The move to adjourn the trial, which is now reportedly scheduled for October 2022, allows the prosecution to combine their cases with other Palestine Action members facing conspiracy charges.
The group claims defendants could face harsher sentences as a result.
At the weekend, hundreds of thousands joined protests up and down the country to stand in solidarity with the Palestinian people against Israeli aggression.
In London, organisers said over 100,000 marched from Marble Arch to the Israeli embassy.
Protesters let off flares in the colours of the Palestinian flag, while groups climbed the scaffolding of the Daily Mail offices in Kensington and chanted “Free, free Palestine,” echoed by the crowds below.
Former Labour leader Jeremy Corbyn told crowds: “It’s our global voices that will give succour, comfort and support in those settlements alongside Gaza and all over the West Bank [and] East Jerusalem who are suffering at this time.
“End the occupation now. End all the settlements now and withdraw. End the siege of Gaza now.”
Other speakers addressing the crowds included former shadow home secretary Diane Abbott, Labour MP Zarah Sultana and rapper Lowkey.
Later on, riot police guarding the Israeli embassy charged protesters who threw objects into police lines. At least nine people were arrested, according to the Met.
In Manchester, 10,000 attended rallies jointly organised by Manchester Palestine Solidarity Campaign (PSC) and Palestine Action.
During the protest cyclists from the “Big Ride for Palestine” cycling group were cheered as they arrived, including actor and Morning Star ambassador Maxine Peake.

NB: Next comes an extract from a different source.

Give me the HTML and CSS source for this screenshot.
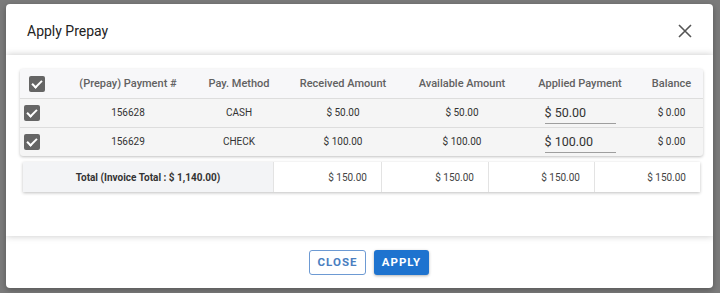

The event included the construction of a “refugee camp” symbolising the fate of hundreds of thousands of Palestinians evicted from their homes during Nakba or “catastrophe,” when Israel was founded in 1948.
Manchester PSC chairwoman Norma Turner said: “We are here to support the Palestinians defending their homes against Israeli evictions in Jerusalem.
“Not only today, but every day, we must call for victory for the Palestinians.”
Protests also took place in Newcastle, Leeds, Liverpool, Sheffield, Bristol, Birmingham and in dozens of smaller towns and cities.